F. Habibian, Department of Mathematics,
Isfahan University, Isfahan, Iran

B. Hayati, Department of Mathematics, Shahid Beheshti
University, Tehran, Iran

** E-mail:**

maj_ess@yahoo.com

fhabibian@math.ui.ac.ir

bahmanhayati@yahoo.com

**Abstract.**
Let $\cal A$ be a Banach algebra. $\cal A$ is called ideally
amenable if for every closed ideal $I$ of $\cal A$, the first
cohomology group of $\cal A$ with coefficients in $I^*$ is zero,
i.e.\ $H^1({\cal A}, I^*)=\{0\}$. Some examples show that ideal
amenability is different from weak amenability and amenability.
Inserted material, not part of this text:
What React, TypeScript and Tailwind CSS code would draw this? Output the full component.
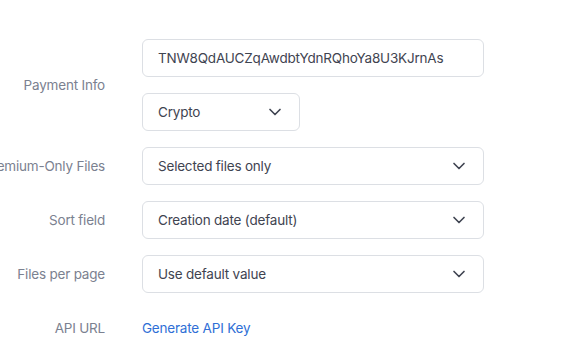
import { ChevronDown } from "lucide-react";

const Select: React.FC<{ value: string; className?: string }> = ({ value, className }) => (
  <div
    className={`h-[38px] flex items-center justify-between pl-[15px] pr-[14px] border border-[#dcdfe4] rounded-md bg-white text-[#3f4451] ${className ?? ""}`}
  >
    <span>{value}</span>
    <ChevronDown size={20} strokeWidth={2} className="text-[#3f4451]" />
  </div>
);

const Label: React.FC<{ text: string }> = ({ text }) => (
  <div className="flex justify-end items-center whitespace-nowrap text-[#7b8190]">{text}</div>
);

const App: React.FC = () => {
  return (
    <section
      className="w-[563px] h-[354px] bg-white pt-[39px] overflow-hidden text-[13.5px] tracking-[-0.2px]"
      style={{ fontFamily: "Inter, 'Noto Sans', sans-serif" }}
    >
      <div className="grid grid-cols-[105px_342px] gap-x-[37px] gap-y-4">
        <Label text="Payment Info" />
        <div className="flex flex-col gap-4">
          <div className="h-[38px] flex items-center px-[15px] border border-[#dcdfe4] rounded-md text-[#3f4451]">
            TNW8QdAUCZqAwdbtYdnRQhoYa8U3KJrnAs
          </div>
          <Select value="Crypto" className="w-[158px]" />
        </div>

        <Label text="Premium-Only Files" />
        <Select value="Selected files only" />

        <Label text="Sort field" />
        <Select value="Creation date (default)" />

        <Label text="Files per page" />
        <Select value="Use default value" />

        <Label text="API URL" />
        <div className="h-[38px] flex items-center">
          <a href="#" className="text-[#2f6fd6]">
            Generate API Key
          </a>
        </div>
      </div>
    </section>
  );
};

export default App;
Also
for $n\in \Bbb {N}$, $\cal A$ is called $n$-ideally amenable if for
every closed ideal $I$ of $\cal A$, $H^1({\cal A},I^{(n)})=\{0\}$.
In this paper we find the necessary and sufficient conditions for a
module extension Banach algebra to be 2-ideally amenable.

**AMSclassification. ** Primary 46HXX.

**Keywords. ** Ideally amenable, Banach algebra, derivation.